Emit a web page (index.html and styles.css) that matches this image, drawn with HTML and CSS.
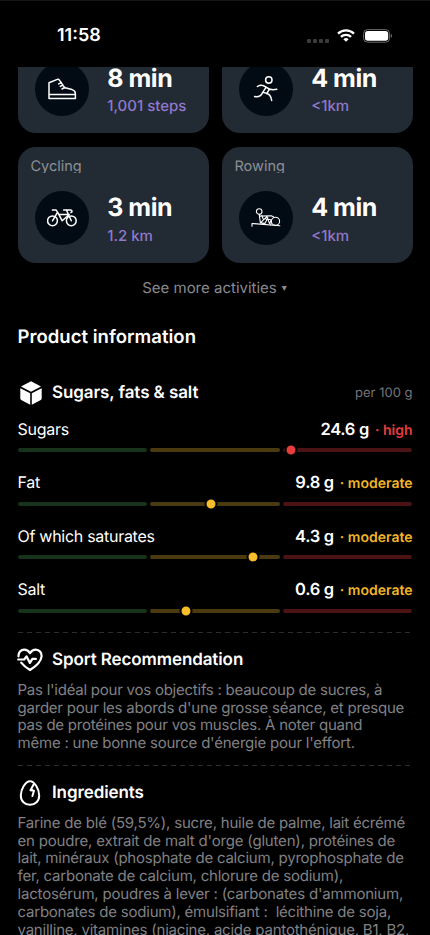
FILE: index.html
```html
<!DOCTYPE html>
<html lang="en">
<head>
<meta charset="utf-8">
<meta name="viewport" content="width=device-width, initial-scale=1">
<title>Product information</title>
<link rel="stylesheet" href="styles.css">
</head>
<body>
<div class="screen">
  <header class="status">
    <span class="time">11:58</span>
    <div class="indicators">
      <span class="dots"><i></i><i></i><i></i><i></i></span>
      <svg class="wifi" viewBox="0 0 18 13" fill="none" stroke="#fff" stroke-width="2.3"><path d="M1 4.7a11.5 11.5 0 0 1 16 0"/><path d="M3.9 7.9a7.3 7.3 0 0 1 10.2 0"/><path d="M9 12.8 6.4 10.2a3.7 3.7 0 0 1 5.2 0z" fill="#fff" stroke="none"/></svg>
      <svg class="battery" viewBox="0 0 30 14"><rect x=".6" y=".6" width="26" height="12.6" rx="4" fill="none" stroke="#6b6b6b"/><rect x="2" y="2" width="23.2" height="9.8" rx="2.8" fill="#fff"/><path d="M27.8 4.8c1.7.6 1.7 3.6 0 4.2z" fill="#6b6b6b"/></svg>
    </div>
  </header>

  <main>
    <section class="cards">
      <article class="card card-cut">
        <div class="card-body">
          <span class="disc"><svg viewBox="0 0 30 30"><path d="M2 8.800 10.300 5.400c.9-.4 1.600-.1 2.100.7l4.500 6.600c.6.8 1.300 1.200 2.200 1.400l5.900 1.500c2 .6 3.400 1.900 3.400 4v5H2zM2 20.400h26.400M11.700 9.900l2.700-1.300M13.300 12.400l2.800-1.400M15 15l2.800-1.600"/></svg></span>
          <div class="stat"><b>8 min</b><span>1,001 steps</span></div>
        </div>
      </article>
      <article class="card card-cut">
        <div class="card-body">
          <span class="disc"><svg viewBox="0 0 30 30"><circle cx="17.800" cy="6" r="3.200"/><path d="M6.400 12.500c3.400-2.300 6-1.500 8.600.6 2.700 2.400 6.500 3.200 10.700 2.200M15.200 13.200l-3.500 5.100c3 .6 5.800 1.500 7.200 3.200 1 1.300 1.500 3 1.800 5M11.700 18.300c-1.200 3.300-3.700 5-8.100 4.300M18.500 15l-2.800 4.600"/></svg></span>
          <div class="stat"><b>4 min</b><span>&lt;1km</span></div>
        </div>
      </article>
      <article class="card">
        <h3>Cycling</h3>
        <div class="card-body">
          <span class="disc"><svg viewBox="0 0 30 30"><circle cx="5.500" cy="17.800" r="4.900"/><circle cx="24.300" cy="17.800" r="4.900"/><path d="M5.500 17.800 10.600 9.200l4.600 8.600M12 11.500h10.200l-7 6.300M19 7h-2.400M24.300 17.800 19.400 7h4.300c1.800.3 1.800 2.100.2 2.500M5.400 7h3.800l2 3.500"/></svg></span>
          <div class="stat"><b>3 min</b><span>1.2 km</span></div>
        </div>
      </article>
      <article class="card">
        <h3>Rowing</h3>
        <div class="card-body">
          <span class="disc"><svg class="thin" viewBox="0 0 30 30"><circle cx="8.200" cy="8.500" r="2.800"/><path d="M1 23.200v-2.600h1.800l26 2.200M8.200 11.300l1.200 8.500 6.500-6.200 2.500 6.800 1.400-2.600M9 13.100l11.200-.3 2.300 1M10.800 12.500l1.700 4.300M9.400 19.800l4.500.6 3-5.600M14.500 15.700l5.200 1"/><circle cx="24.500" cy="18.300" r="4.100"/><path d="M20.400 18.300c0 1.500-.3 2.300-.8 3.500"/></svg></span>
          <div class="stat"><b>4 min</b><span>&lt;1km</span></div>
        </div>
      </article>
    </section>

    <div class="more"><span>See more activities</span><i>▾</i></div>

    <h1>Product information</h1>

    <section class="nutrients">
      <div class="heading">
        <svg class="cube" viewBox="0 0 22 24"><path d="M11 .3 21 5.500 11 10.800 1 5.500z"/><path d="M.3 7.200 10.200 12.300V23.700L1.200 18.900Q.3 18.400.3 17.300zM21.700 7.200 11.800 12.300V23.700l9-4.800q.9-.5.9-1.600z"/></svg>
        <h2>Sugars, fats &amp; salt</h2>
        <span class="per">per 100 g</span>
      </div>
      <div class="nutrient">
        <div class="line"><span>Sugars</span><p class="high"><b>24.6 g</b>· high</p></div>
        <div class="gauge"><i></i><i></i><i></i><em class="red" style="left:69.2%"></em></div>
      </div>
      <div class="nutrient">
        <div class="line"><span>Fat</span><p><b>9.8 g</b>· moderate</p></div>
        <div class="gauge"><i></i><i></i><i></i><em style="left:49%"></em></div>
      </div>
      <div class="nutrient">
        <div class="line"><span>Of which saturates</span><p><b>4.3 g</b>· moderate</p></div>
        <div class="gauge"><i></i><i></i><i></i><em style="left:59.6%"></em></div>
      </div>
      <div class="nutrient">
        <div class="line"><span>Salt</span><p><b>0.6 g</b>· moderate</p></div>
        <div class="gauge"><i></i><i></i><i></i><em style="left:42.7%"></em></div>
      </div>
    </section>

    <svg class="rule" viewBox="0 0 395 1"><path d="M0 .5h395"/></svg>

    <section class="sport">
      <div class="heading">
        <svg class="heart" viewBox="0 0 26 24"><path d="M1.500 8.300C1.300 4.500 3.800 1.600 7.200 1.600c2.600 0 4.500 1.400 5.800 3.600 1.300-2.200 3.200-3.600 5.800-3.600 3.700 0 6.200 3.200 5.700 7.200C23.900 14.100 18 18.800 13 22c-3.400-2-6.600-4.400-8.800-7.300M1.200 11.500h6l2.300-3.200 3.400 6.600 2.500-4h3.500"/></svg>
        <h2>Sport Recommendation</h2>
      </div>
      <p class="text">
        <span class="s1">Pas l'idéal pour vos objectifs : beaucoup de sucres, à</span>
        <span>garder pour les abords d'une grosse séance, et presque</span>
        <span class="s3">pas de protéines pour vos muscles. À noter quand</span>
        <span>même : une bonne source d'énergie pour l'effort.</span>
      </p>
    </section>

    <svg class="rule" viewBox="0 0 395 1"><path d="M0 .5h395"/></svg>

    <section class="ingredients">
      <div class="heading">
        <svg class="egg" viewBox="0 0 26 26"><path d="M13 1.200c4.500 0 9.200 8.200 9.200 14.200 0 5.700-4 9.300-9.200 9.300s-9.200-3.600-9.200-9.300C3.800 9.400 8.500 1.200 13 1.200z"/><path d="M16.600 4.500 13.500 10.300l3.500.5-1.600 5.200M14 9.500l3 1.300"/></svg>
        <h2>Ingredients</h2>
      </div>
      <p class="text">
        <span>Farine de blé (59,5%), sucre, huile de palme, lait écrémé</span>
        <span class="i2">en poudre, extrait de malt d'orge (gluten), protéines de</span>
        <span>lait, minéraux (phosphate de calcium, pyrophosphate de</span>
        <span>fer, carbonate de calcium, chlorure de sodium),</span>
        <span class="i5">lactosérum, poudres à lever : (carbonates d'ammonium,</span>
        <span>carbonates de sodium), émulsifiant :&nbsp; lécithine de soja,</span>
        <span>vanilline, vitamines (niacine, acide pantothénique, B1, B2,</span>
      </p>
    </section>
  </main>
</div>
</body>
</html>
```
FILE: styles.css
```css
* { box-sizing: border-box; margin: 0; padding: 0; }
body { background: #000; color: #fff; font-family: Inter, sans-serif; text-rendering: geometricPrecision; }
i, em { font-style: normal; }
svg { display: block; flex: none; fill: none; }

.screen { width: 430px; height: 935px; overflow: hidden; background: #000; border-top: 1px solid #141414; }
.status { height: 65.5px; padding: 24px 38px 0 57px; display: flex; justify-content: space-between; align-items: flex-start; }
.time { font-size: 18px; line-height: 22px; font-weight: 600; }
.indicators { display: flex; align-items: flex-start; padding-top: 3.5px; }
.dots { display: flex; gap: 2px; margin: 10px 8px 0 0; }
.dots i { width: 4px; height: 4px; border-radius: 1px; background: #3b3b3b; }
.wifi { width: 18px; height: 13px; margin: 0 8px 0 0; }
.battery { width: 30px; height: 14px; margin-right: -1px; }

main { padding: 0 17.5px; }
.cards { display: grid; grid-template-columns: 1fr 1fr; gap: 14px 13px; }
.card { height: 116px; border-radius: 18px; background: #222a33; padding: 11px 13px 0; overflow: hidden; }
.card-cut { height: 66.5px; padding-top: 0; border-radius: 0 0 18px 18px; display: flex; align-items: flex-end; }
.card h3 { height: 15px; overflow: hidden; font-size: 14.5px; line-height: 17px; font-weight: 400; color: #8c9097; }
.card-body { display: flex; align-items: center; gap: 18px; height: 54px; margin: 18px 0 0 4.7px; flex: none; }
.card-cut .card-body { margin: 0 0 17.5px 4.7px; }
.disc { width: 54px; height: 54px; border-radius: 50%; background: #020a13; display: grid; place-items: center; }
.disc svg { width: 30px; height: 30px; stroke: #fff; stroke-width: 1.5; stroke-linecap: round; stroke-linejoin: round; }
.disc .thin { stroke-width: 1.1; }
.stat b { display: block; font-size: 25px; line-height: 32px; font-weight: 700; letter-spacing: -.45px; padding-top: 2px; }
.stat span { display: block; font-size: 15px; line-height: 20px; margin-top: 1.5px; font-weight: 500; color: #9078cc; }

.more { height: 50px; margin-top: -.5px; display: flex; justify-content: center; align-items: center; gap: 5px; font-size: 15px; color: #8a8a8e; padding-right: 1px; }
.more i { font-size: 10px; font-family: "DejaVu Sans", sans-serif; padding-top: 2px; }
h1 { font-size: 18.5px; line-height: 24px; font-weight: 600; margin-top: 12px; letter-spacing: .03px; }

.heading { display: flex; align-items: center; height: 26px; }
.heading h2 { font-size: 17px; line-height: 22px; font-weight: 600; letter-spacing: -.1px; }
.nutrients { padding-top: 31.5px; height: 283px; }
.cube { width: 22px; height: 24px; margin: 0 10.5px 0 2px; fill: #fff; }
.per { margin-left: auto; font-size: 13px; color: #747478; }
.nutrient { height: 53.5px; padding-top: 10.5px; }
.line { display: flex; justify-content: space-between; align-items: center; height: 24px; font-size: 16px; letter-spacing: -.28px; }
.line p { font-size: 14px; font-weight: 600; color: #f0b62b; white-space: pre; }
.line p { letter-spacing: 0; }
.line b { font-size: 16.5px; font-weight: 600; color: #fff; letter-spacing: -.3px; margin-right: 6px; }
.line .high { color: #e53e3d; }
.gauge { position: relative; display: grid; grid-template-columns: repeat(3, 1fr); gap: 3.5px; margin-top: 7.6px; }
.gauge i { height: 4.3px; border-radius: 3px; background: #17331c; }
.gauge i:nth-child(2) { background: #4b3a10; }
.gauge i:nth-child(3) { background: #4c1314; }
.gauge em { position: absolute; top: 50%; width: 13px; height: 13px; border-radius: 50%; border: 2px solid #000; background: #f7bd2b; transform: translate(-50%, -50%); }
.gauge .red { background: #e53e3d; }

.rule { width: 395px; height: 1px; stroke: #2d2d2f; stroke-width: 1; stroke-dasharray: 5 4; }
.sport { height: 132px; padding-top: 14px; }
.ingredients { padding-top: 14px; }
.heart { width: 26px; height: 24px; margin: 0 9px 0 -.5px; stroke: #fff; stroke-width: 2.2; stroke-linecap: round; stroke-linejoin: round; }
.egg { width: 26px; height: 26px; margin: 0 9px 0 -.5px; stroke: #fff; stroke-width: 2; stroke-linecap: round; stroke-linejoin: round; }
.text { font-size: 15px; line-height: 17.8px; color: #808084; margin-top: 8.3px; letter-spacing: -.215px; }
.text span { display: block; width: max-content; white-space: nowrap; }
.text .s1, .text .s3 { letter-spacing: -.24px; }
.text .i2, .text .i5 { letter-spacing: -.185px; }
```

------------------------------------------------------------

Copy all lines from the data that hold the word "index".

Emit a web page (index.html and styles.css) that matches this image, drawn with HTML and CSS.
FILE: index.html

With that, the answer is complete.